THE FOUR-TIME Tony Award-winning musical is based on E.L. Doctorow's novel with the same title. It was also made into a 1981 film featuring actor James Cagney's last big-screen performance.
The musical has multiple story lines, serious socio-political themes and large cast of principal characters. The play delves into how "historic figures touch the lives of these ordinary people who have extraordinary things going on in their lives," said Solomon who lives in New York City.
The real-life historical characters include automobile maker Henry Ford, master illusionist Harry Houdini, financier J.P. Morgan and political activist Emma Goldman. Also woven into the characters' lives are historic events, including the sinking of the Lusitania, the birth of the American labor union, the development of assembly-line technology, and the dawn of the automotive and motion picture industries.
THE STORY "has a surprising way of sneaking up on the audience in terms of how involved they get," Solomon said. "Talking really doesn't do justice in the experience of actually attending it, and you find yourself so emotionally involved in the characters and in the story and how they're dealing with their struggle."
The successful upper-middle class family in New Rochelle includes Father, who thinks his life complete with an obedient wife, Mother; a healthy, energetic son, The Little Boy; and the means to indulge in travel while Mother cares for his home and business.

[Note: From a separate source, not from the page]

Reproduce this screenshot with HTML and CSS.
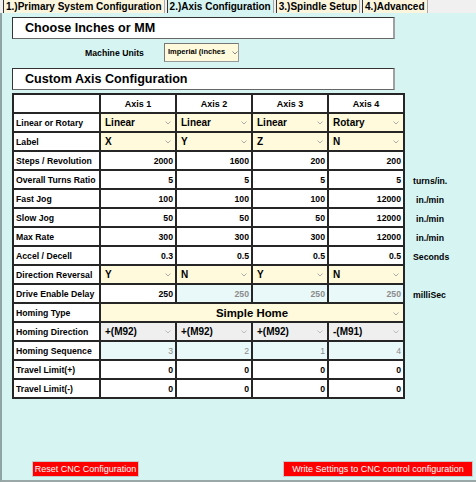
FILE: index.html
```html
<!DOCTYPE html>
<html>
<head>
<meta charset="utf-8">
<link rel="stylesheet" href="styles.css">
</head>
<body>
<div class="tabs">
  <div class="tab">1.)Primary System Configuration</div>
  <div class="tab active">2.)Axis Configuration</div>
  <div class="tab">3.)Spindle Setup</div>
  <div class="tab">4.)Advanced</div>
</div>
<div class="panel">
  <div class="section">Choose Inches or MM</div>
  <div class="units-row">
    <span class="units-label">Machine Units</span>
    <div class="unit-select"><span>Imperial (inches</span><svg class="chev" viewBox="0 0 6 4"><path d="M0.5 0.5 L3 3 L5.5 0.5" fill="none" stroke="#888"/></svg></div>
  </div>
  <div class="section second">Custom Axis Configuration</div>

  <div class="grid">
    <div class="c lbl top"></div>
    <div class="c hd top">Axis 1</div>
    <div class="c hd top">Axis 2</div>
    <div class="c hd top">Axis 3</div>
    <div class="c hd top">Axis 4</div>
    <div class="u"></div>

    <div class="c lbl">Linear or Rotary</div>
    <div class="c sel">Linear<svg class="chev" viewBox="0 0 6 4"><path d="M0.5 0.5 L3 3 L5.5 0.5" fill="none" stroke="#aaa"/></svg></div>
    <div class="c sel">Linear<svg class="chev" viewBox="0 0 6 4"><path d="M0.5 0.5 L3 3 L5.5 0.5" fill="none" stroke="#aaa"/></svg></div>
    <div class="c sel">Linear<svg class="chev" viewBox="0 0 6 4"><path d="M0.5 0.5 L3 3 L5.5 0.5" fill="none" stroke="#aaa"/></svg></div>
    <div class="c sel">Rotary<svg class="chev" viewBox="0 0 6 4"><path d="M0.5 0.5 L3 3 L5.5 0.5" fill="none" stroke="#aaa"/></svg></div>
    <div class="u"></div>

    <div class="c lbl">Label</div>
    <div class="c sel">X<svg class="chev" viewBox="0 0 6 4"><path d="M0.5 0.5 L3 3 L5.5 0.5" fill="none" stroke="#aaa"/></svg></div>
    <div class="c sel">Y<svg class="chev" viewBox="0 0 6 4"><path d="M0.5 0.5 L3 3 L5.5 0.5" fill="none" stroke="#aaa"/></svg></div>
    <div class="c sel">Z<svg class="chev" viewBox="0 0 6 4"><path d="M0.5 0.5 L3 3 L5.5 0.5" fill="none" stroke="#aaa"/></svg></div>
    <div class="c sel">N<svg class="chev" viewBox="0 0 6 4"><path d="M0.5 0.5 L3 3 L5.5 0.5" fill="none" stroke="#aaa"/></svg></div>
    <div class="u"></div>

    <div class="c lbl">Steps / Revolution</div>
    <div class="c num">2000</div>
    <div class="c num">1600</div>
    <div class="c num">200</div>
    <div class="c num">200</div>
    <div class="u"></div>

    <div class="c lbl">Overall Turns Ratio</div>
    <div class="c num">5</div>
    <div class="c num">5</div>
    <div class="c num">5</div>
    <div class="c num">5</div>
    <div class="u">turns/in.</div>

    <div class="c lbl">Fast Jog</div>
    <div class="c num">100</div>
    <div class="c num">100</div>
    <div class="c num">100</div>
    <div class="c num">12000</div>
    <div class="u ind">in./min</div>

    <div class="c lbl">Slow Jog</div>
    <div class="c num">50</div>
    <div class="c num">50</div>
    <div class="c num">50</div>
    <div class="c num">12000</div>
    <div class="u ind">in./min</div>

    <div class="c lbl">Max Rate</div>
    <div class="c num">300</div>
    <div class="c num">300</div>
    <div class="c num">300</div>
    <div class="c num">12000</div>
    <div class="u ind">in./min</div>

    <div class="c lbl">Accel / Decell</div>
    <div class="c num">0.3</div>
    <div class="c num">0.5</div>
    <div class="c num">0.5</div>
    <div class="c num">0.5</div>
    <div class="u">Seconds</div>

    <div class="c lbl">Direction Reversal</div>
    <div class="c sel">Y<svg class="chev" viewBox="0 0 6 4"><path d="M0.5 0.5 L3 3 L5.5 0.5" fill="none" stroke="#aaa"/></svg></div>
    <div class="c sel">N<svg class="chev" viewBox="0 0 6 4"><path d="M0.5 0.5 L3 3 L5.5 0.5" fill="none" stroke="#aaa"/></svg></div>
    <div class="c sel">Y<svg class="chev" viewBox="0 0 6 4"><path d="M0.5 0.5 L3 3 L5.5 0.5" fill="none" stroke="#aaa"/></svg></div>
    <div class="c sel">N<svg class="chev" viewBox="0 0 6 4"><path d="M0.5 0.5 L3 3 L5.5 0.5" fill="none" stroke="#aaa"/></svg></div>
    <div class="u"></div>

    <div class="c lbl">Drive Enable Delay</div>
    <div class="c num">250</div>
    <div class="c num dis">250</div>
    <div class="c num dis">250</div>
    <div class="c num dis">250</div>
    <div class="u">milliSec</div>

    <div class="c lbl">Homing Type</div>
    <div class="c sel wide">Simple Home<svg class="chev" viewBox="0 0 6 4"><path d="M0.5 0.5 L3 3 L5.5 0.5" fill="none" stroke="#aaa"/></svg></div>
    <div class="u"></div>

    <div class="c lbl">Homing Direction</div>
    <div class="c sel grey">+(M92)<svg class="chev" viewBox="0 0 6 4"><path d="M0.5 0.5 L3 3 L5.5 0.5" fill="none" stroke="#bbb"/></svg></div>
    <div class="c sel grey">+(M92)<svg class="chev" viewBox="0 0 6 4"><path d="M0.5 0.5 L3 3 L5.5 0.5" fill="none" stroke="#bbb"/></svg></div>
    <div class="c sel grey">+(M92)<svg class="chev" viewBox="0 0 6 4"><path d="M0.5 0.5 L3 3 L5.5 0.5" fill="none" stroke="#bbb"/></svg></div>
    <div class="c sel grey">-(M91)<svg class="chev" viewBox="0 0 6 4"><path d="M0.5 0.5 L3 3 L5.5 0.5" fill="none" stroke="#bbb"/></svg></div>
    <div class="u"></div>

    <div class="c lbl">Homing Sequence</div>
    <div class="c num dis light">3</div>
    <div class="c num dis light">2</div>
    <div class="c num dis light">1</div>
    <div class="c num dis light">4</div>
    <div class="u"></div>

    <div class="c lbl">Travel Limit(+)</div>
    <div class="c num">0</div>
    <div class="c num">0</div>
    <div class="c num">0</div>
    <div class="c num">0</div>
    <div class="u"></div>

    <div class="c lbl">Travel Limit(-)</div>
    <div class="c num">0</div>
    <div class="c num">0</div>
    <div class="c num">0</div>
    <div class="c num">0</div>
    <div class="u"></div>
  </div>

  <div class="buttons">
    <button class="btn reset">Reset CNC Configuration</button>
    <button class="btn write">Write Settings to CNC control configuration</button>
  </div>
</div>
</body>
</html>
```
FILE: styles.css
```css
* { box-sizing: border-box; }
body {
  margin: 0;
  width: 476px;
  height: 482px;
  overflow: hidden;
  background: #f0f0f0;
  font-family: "Liberation Sans", Arial, sans-serif;
  color: #000;
}
.tabs {
  display: flex;
  height: 13px;
  padding-left: 3px;
  background: #f0f0f0;
}
.tab {
  font-size: 10px;
  font-weight: bold;
  line-height: 13px;
  padding: 0 2px;
  white-space: nowrap;
  background: #fcf5dd;
  border-left: 1px solid #333;
  border-right: 1px solid #a8a8a8;
  margin-right: 2px;
}
.tab.active { background: #d5f4f2; }
.panel {
  height: 469px;
  background: #d5f4f2;
  border-left: 2px solid #8fa5a5;
  border-bottom: 2px solid #9aa8a8;
  padding: 4px 0 0 10px;
}
.section {
  width: 383px;
  height: 22px;
  background: #fff;
  border: 1px solid #333;
  border-right: 2px solid #a0a0a0;
  border-bottom: 1px solid #666;
  display: flex;
  align-items: center;
  padding-left: 12px;
  font-size: 12.6px;
  font-weight: bold;
}
.section.second { margin-top: 6px; }
.units-row {
  display: flex;
  align-items: center;
  height: 19px;
  margin-top: 4px;
}
.units-label {
  font-size: 8.7px;
  font-weight: bold;
  margin-left: 73px;
  width: 79px;
}
.unit-select {
  width: 75px;
  height: 19px;
  background: #fffadc;
  border: 1px solid #999;
  border-top-color: #777;
  border-left-color: #777;
  font-size: 7.5px;
  font-weight: bold;
  padding: 3px 0 0 3px;
  display: flex;
  align-items: flex-start;
  white-space: nowrap;
}
.unit-select span { width: 60px; }
.unit-select .chev { margin: 4px 0 0 4px; }
.chev {
  width: 6px;
  height: 4px;
  flex: none;
}
.grid {
  display: grid;
  grid-template-columns: 89px 76px 76px 76px 76px 1fr;
  grid-template-rows: 21px;
  grid-auto-rows: 19px;
  margin-top: 3px;
}
.c {
  border-right: 2px solid #262626;
  border-bottom: 2px solid #262626;
  background: #fff;
  display: flex;
  align-items: center;
  font-size: 8.7px;
  font-weight: bold;
  white-space: nowrap;
  overflow: hidden;
}
.c.top { border-top: 2px solid #262626; }
.lbl {
  border-left: 2px solid #262626;
  padding-left: 2px;
}
.hd { justify-content: center; font-size: 9px; }
.num {
  justify-content: flex-end;
  padding-right: 2px;
}
.num.dis {
  background: #e9f9f9;
  color: #8c8c8c;
}
.num.light { font-weight: normal; color: #8a8a8a; }
.sel {
  background: #fffadc;
  font-size: 10px;
  justify-content: space-between;
  padding: 0 4px 0 4px;
}
.sel .chev { margin-top: 1px; }
.sel.grey { background: #efefef; }
.sel.wide {
  grid-column: span 4;
  justify-content: center;
  font-size: 11.4px;
  position: relative;
}
.sel.wide .chev {
  position: absolute;
  right: 4px;
  top: 7px;
}
.u {
  font-size: 8.7px;
  font-weight: bold;
  display: flex;
  align-items: center;
  padding-left: 8px;
  white-space: nowrap;
}
.u.ind { padding-left: 11px; }
.buttons {
  display: flex;
  justify-content: space-between;
  margin: 62px 3px 0 20px;
}
.btn {
  height: 16px;
  background: #ff0000;
  color: #fff;
  border: 1px solid #c8c8c8;
  font-family: "Liberation Sans", Arial, sans-serif;
  font-size: 9px;
  padding: 0;
  margin: 0;
}
.btn.reset { width: 107px; }
.btn.write { width: 190px; }
```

Mother turns out to have a mind of her own when she decides to take care of an African-American baby found in her flower bed and shelter the baby's unwed mother, Sarah, Coalhouse's lover.
Sarah's story tells of her involvement with Coalhouse, a ragtime pianist she met in Harlem, their complex relationship, and the ensuing problems of confronting the bigoted, segregated community that Father finds so safe and comfortable.
As their lives disintegrate into grief and sorrow, another family of outsiders, a Jewish immigrant, Tateh, and his daughter, The Little Girl, struggle to follow their own American dream.
Central to the story is the plight of African Americans, freed from slavery a few decades earlier, but not allowed integration in the nation's social and economic fabric.
"We're looking at a time in American history and seeing the flaw in a lot of people's thinking," Solomon said.
"Coalhouse is such a charming man and engaging spirit. He represents the ideal of a black man way before black men thought of themselves in a certain way. He just felt that he belonged in the world and should be treated like everyone else.